The refugee camps operating predominantly in Turkey do not appear to be faring much better, and scattered reports detail similar shortages of basic necessities, all amid poor weather conditions.

Arming the rebels

Meanwhile, the failure at the Security Council has increased calls in Washington for independent action on Syria to influence the course of events on the ground.

Shortly after the Security Council vote, Secretary of State Hillary Clinton called for a coalition of “friends of a democratic Syria” to coordinate efforts to remove Assad from power.

“We will work with the friends of a democratic Syria around the world to support the opposition’s peaceful political plans for change,” Clinton said, raising the possibility that Western powers may sponsor arms and training for rebel groups in a manner reminiscent of the Contact Group on Libya, which helped fund and arm the Libyan Transitional Council last year.

Though there appears to be little appetite for direct military involvement as of yet, many voices within the government, such as Senator Joseph Lieberman, have openly called for the provision of weapons, intelligence, and other military aid to Syrian rebels, particular to the armed army defectors known as the Free Syrian Army.

Concerns over intervention

A number of observers have been troubled by the ever-increasing militarisation of the conflict, and many see the involvement of Western military aid as a worrying development that may distort the nature of the uprising.

Bassam Haddad, director of the Middle East Studies programme at George Mason University and co-founder of the popular website Jadaliyya, recently wrote an article decrying the ways that foreign intervention may undermine the goals of the initial uprising, prompting a heated exchange between proponents and opponents of foreign intervention.

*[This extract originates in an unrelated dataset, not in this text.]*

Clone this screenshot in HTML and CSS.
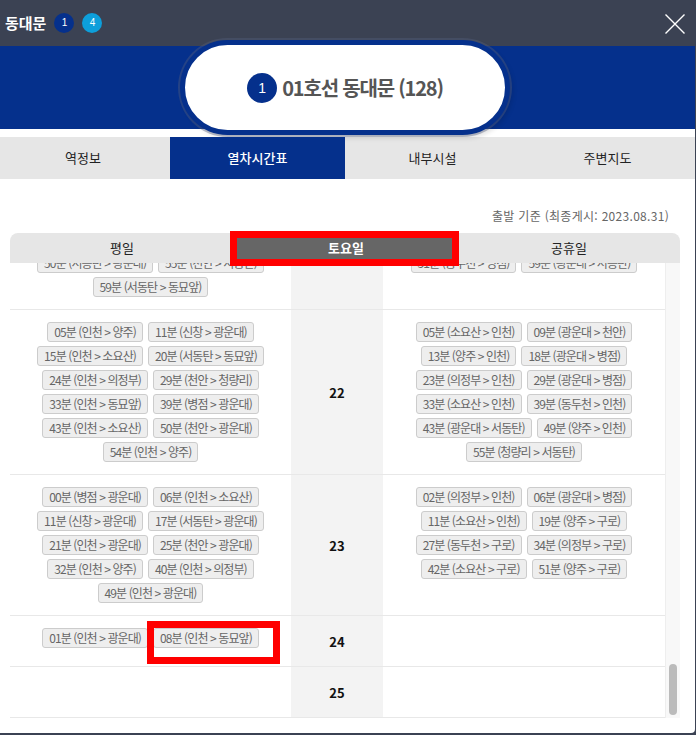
FILE: index.html
```html
<!DOCTYPE html>
<html lang="ko">
<head>
<meta charset="utf-8">
<title>동대문</title>
<link rel="stylesheet" href="styles.css">
</head>
<body>
<div class="modal">
  <header class="top">
    <h1 class="title">동대문</h1>
    <span class="badge line1">1</span>
    <span class="badge line4">4</span>
    <svg class="close" width="20" height="20" viewBox="0 0 20 20"><path d="M.5.5 19.5 19.5M19.5.5 .5 19.5" stroke="#fff" stroke-width="1.4" fill="none"/></svg>
  </header>
  <div class="band">
    <div class="pill">
      <span class="pill-badge">1</span>
      <span class="pill-text">01호선 동대문 (128)</span>
    </div>
  </div>
  <nav class="tabs">
    <a class="tab first">역정보</a>
    <a class="tab active">열차시간표</a>
    <a class="tab">내부시설</a>
    <a class="tab">주변지도</a>
  </nav>
  <p class="note">출발 기준 (최종게시: 2023.08.31)</p>
  <section class="table">
    <div class="thead">
      <div class="th">평일</div>
      <div class="th sat">토요일<span class="mark-head"></span></div>
      <div class="th">공휴일</div>
    </div>
    <div class="tbody">
      <div class="rows">
        <div class="rows-inner">
          <div class="row">
            <div class="cell"><span class="t">50분 (서동탄 &gt; 광운대)</span><span class="t">55분 (천안 &gt; 서동탄)</span><span class="t">59분 (서동탄 &gt; 동묘앞)</span></div>
            <div class="hour"></div>
            <div class="cell"><span class="t">51분 (동두천 &gt; 병점)</span><span class="t">59분 (광운대 &gt; 서동탄)</span></div>
          </div>
          <div class="row">
            <div class="cell"><span class="t">05분 (인천 &gt; 양주)</span><span class="t">11분 (신창 &gt; 광운대)</span><span class="t">15분 (인천 &gt; 소요산)</span><span class="t">20분 (서동탄 &gt; 동묘앞)</span><span class="t">24분 (인천 &gt; 의정부)</span><span class="t">29분 (천안 &gt; 청량리)</span><span class="t">33분 (인천 &gt; 동묘앞)</span><span class="t">39분 (병점 &gt; 광운대)</span><span class="t">43분 (인천 &gt; 소요산)</span><span class="t">50분 (천안 &gt; 광운대)</span><span class="t">54분 (인천 &gt; 양주)</span></div>
            <div class="hour">22</div>
            <div class="cell"><span class="t">05분 (소요산 &gt; 인천)</span><span class="t">09분 (광운대 &gt; 천안)</span><span class="t">13분 (양주 &gt; 인천)</span><span class="t">18분 (광운대 &gt; 병점)</span><span class="t">23분 (의정부 &gt; 인천)</span><span class="t">29분 (광운대 &gt; 병점)</span><span class="t">33분 (소요산 &gt; 인천)</span><span class="t">39분 (동두천 &gt; 인천)</span><span class="t">43분 (광운대 &gt; 서동탄)</span><span class="t">49분 (양주 &gt; 인천)</span><span class="t">55분 (청량리 &gt; 서동탄)</span></div>
          </div>
          <div class="row">
            <div class="cell"><span class="t">00분 (병점 &gt; 광운대)</span><span class="t">06분 (인천 &gt; 소요산)</span><span class="t">11분 (신창 &gt; 광운대)</span><span class="t">17분 (서동탄 &gt; 광운대)</span><span class="t">21분 (인천 &gt; 광운대)</span><span class="t">25분 (천안 &gt; 광운대)</span><span class="t">32분 (인천 &gt; 양주)</span><span class="t">40분 (인천 &gt; 의정부)</span><span class="t">49분 (인천 &gt; 광운대)</span></div>
            <div class="hour">23</div>
            <div class="cell"><span class="t">02분 (의정부 &gt; 인천)</span><span class="t">06분 (광운대 &gt; 병점)</span><span class="t">11분 (소요산 &gt; 인천)</span><span class="t">19분 (양주 &gt; 구로)</span><span class="t">27분 (동두천 &gt; 구로)</span><span class="t">34분 (의정부 &gt; 구로)</span><span class="t">42분 (소요산 &gt; 구로)</span><span class="t">51분 (양주 &gt; 구로)</span></div>
          </div>
          <div class="row">
            <div class="cell"><span class="t">01분 (인천 &gt; 광운대)</span><span class="t marked">08분 (인천 &gt; 동묘앞)<span class="mark-btn"></span></span></div>
            <div class="hour">24</div>
            <div class="cell"></div>
          </div>
          <div class="row">
            <div class="cell"></div>
            <div class="hour">25</div>
            <div class="cell"></div>
          </div>
        </div>
      </div>
      <div class="track"><div class="thumb"></div></div>
    </div>
  </section>
</div>
</body>
</html>
```
FILE: styles.css
```css
* { box-sizing: border-box; }
html, body { margin: 0; padding: 0; }
body {
  width: 696px;
  height: 735px;
  overflow: hidden;
  background: #3b4253;
  font-family: "Noto Sans CJK KR", "Noto Sans", sans-serif;
}
.modal {
  width: 695px;
  height: 733px;
  background: #fff;
  border-radius: 0 0 4px 0;
  overflow: hidden;
}
.top {
  height: 46px;
  background: #3b4253;
  display: flex;
  align-items: center;
  padding-left: 5px;
}
.title {
  margin: 0 8px 0 0;
  color: #fff;
  font-size: 15px;
  font-weight: 700;
  letter-spacing: 0;
  line-height: 20px;
}
.badge {
  width: 20px;
  height: 20px;
  border-radius: 50%;
  margin-right: 8px;
  color: #fff;
  font-size: 10px;
  line-height: 20px;
  text-align: center;
  font-family: "Liberation Sans", sans-serif;
}
.line1 { background: #05308c; }
.line4 { background: #0d9fdb; }
.close { margin-left: auto; margin-right: 10px; margin-top: 1px; }
.band {
  height: 83px;
  background: #05308c;
  display: flex;
  justify-content: center;
  align-items: flex-start;
}
.pill {
  width: 330px;
  height: 95px;
  margin: -6px 5px 0 0;
  background: #fff;
  border: 5px solid #05308c;
  border-radius: 48px;
  box-shadow: 0 0 0 2px rgba(85, 95, 125, .4), 3px 3px 5px rgba(0, 0, 0, .12);
  display: flex;
  align-items: center;
  justify-content: center;
  gap: 5px;
}
.pill-badge {
  width: 30px;
  height: 30px;
  border-radius: 50%;
  background: #05308c;
  color: #fff;
  font-size: 14px;
  line-height: 30px;
  text-align: center;
  font-family: "Liberation Sans", sans-serif;
}
.pill-text {
  color: #555;
  font-size: 20px;
  font-weight: 700;
  letter-spacing: -1.2px;
  line-height: 30px;
}
.tabs {
  margin-top: 8px;
  height: 42px;
  background: #e6e6e6;
  display: grid;
  grid-template-columns: 170px 175px 175px 175px;
}
.tab {
  color: #222;
  font-size: 13px;
  line-height: 42px;
  text-align: center;
}
.tab.first { padding-right: 4px; }
.tab.active { background: #05308c; color: #fff; font-weight: 500; }
.note {
  margin: 28px 26px 8px 0;
  color: #666;
  font-size: 12px;
  line-height: 18px;
  letter-spacing: .3px;
  text-align: right;
}
.table { margin: 0 15px 0 10px; }
.thead {
  height: 30px;
  display: grid;
  grid-template-columns: 224px 224px 222px;
  background: #e6e6e6;
  border-radius: 8px 8px 0 0;
}
.th {
  color: #222;
  font-size: 13px;
  line-height: 30px;
  text-align: center;
  position: relative;
}
.th.sat { background: #666; color: #fff; font-weight: 700; }
.mark-head {
  position: absolute;
  left: -4px;
  right: -1px;
  top: -2px;
  bottom: -3px;
  border: 7px solid #f00;
}
.tbody {
  height: 455px;
  display: flex;
}
.rows { width: 655px; overflow: hidden; }
.rows-inner { margin-top: -22px; }
.row {
  display: grid;
  grid-template-columns: 281px 92px 282px;
  min-height: 51px;
  border-bottom: 1px solid #e8e8e8;
}
.cell {
  padding: 12px 0;
  display: flex;
  flex-wrap: wrap;
  justify-content: center;
  align-content: flex-start;
  gap: 4px 5px;
}
.hour {
  background: #f3f3f3;
  color: #111;
  font-size: 13px;
  font-weight: 700;
  display: flex;
  align-items: center;
  justify-content: center;
}
.t {
  height: 20px;
  padding: 0 6px;
  background: #eee;
  border: 1px solid #ccc;
  border-radius: 3px;
  color: #666;
  font-size: 12px;
  line-height: 17px;
  letter-spacing: -.9px;
  white-space: nowrap;
}
.marked { position: relative; }
.mark-btn {
  position: absolute;
  left: -7px;
  top: -8px;
  width: 133px;
  height: 43px;
  border: 7px solid #f00;
}
.track {
  width: 15px;
  height: 455px;
  background: #f8f8f8;
  border-left: 1px solid #eee;
  display: flex;
  flex-direction: column;
  justify-content: flex-end;
  align-items: center;
  padding-bottom: 3px;
}
.thumb {
  width: 8px;
  height: 51px;
  background: #bbb;
  border-radius: 4px;
}
```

In a recent interview with Al-Jazeera English, Haddad warned that the Syrian uprising has been gradually transformed “from a legitimate domestic fight against dictatorship to something far more cynical”. Haddad and others have accused the U.S. of supporting the Syrian uprising to suit its own regional interests, while ignoring or undermining similar uprisings in Bahrain, Yemen, and elsewhere.

Bashar Jaafari, Syria’s ambassador to the U.N., capitalised on this contradiction during his remarks on Saturday, asking Ambassador Rice why she failed to feel equally “disgusted” with the numerous U.S. vetoes protecting Israeli military operations in Gaza, Lebanon, and against the Palestinian people in general.

Washington’s dealings with the Syrian regime are also complicated by a darker ongoing relationship between the two governments.

In an apparent warning to those in the West advocating the overthrow of the regime, Syria reportedly released Abu Musad al-Suri, the alleged mastermind behind the Jul. 7, 2005 London bombings, from the prison in which he was held under the CIA’s extraordinary rendition programme.

The release is believed to be an implicit statement on the consequences of abandoning the Syrian regime and a reminder of the ties enjoyed by the U.S. and Syrian governments in the George W. Bush administration’s “Global War on Terror”.

Given the recent escalation of violence by both the regime and its foes, as well as the Syrian regime’s willingness to use all available options in order to stay in power, many take these developments to suggest that further international intervention will only stoke the embers of civil war.

“The veto will diminish the relevance of the United Nations and increase the odds that Syria will descend even further into a civil war fuelled by a flood of weapons and aid to all parties,” wrote Marc Lynch, a Middle East expert at George Washington University, on his foreignpolicy.com blog after the Security Council vote

“The U.N.’s failure won’t end regional and international efforts to deal with the escalating brutality, but it will now force those efforts into other, less effective and less legitimate channels. The already slim prospects for a ‘soft landing’ in Syria, with a political transition deal ending the violence, are now closer to complete collapse.”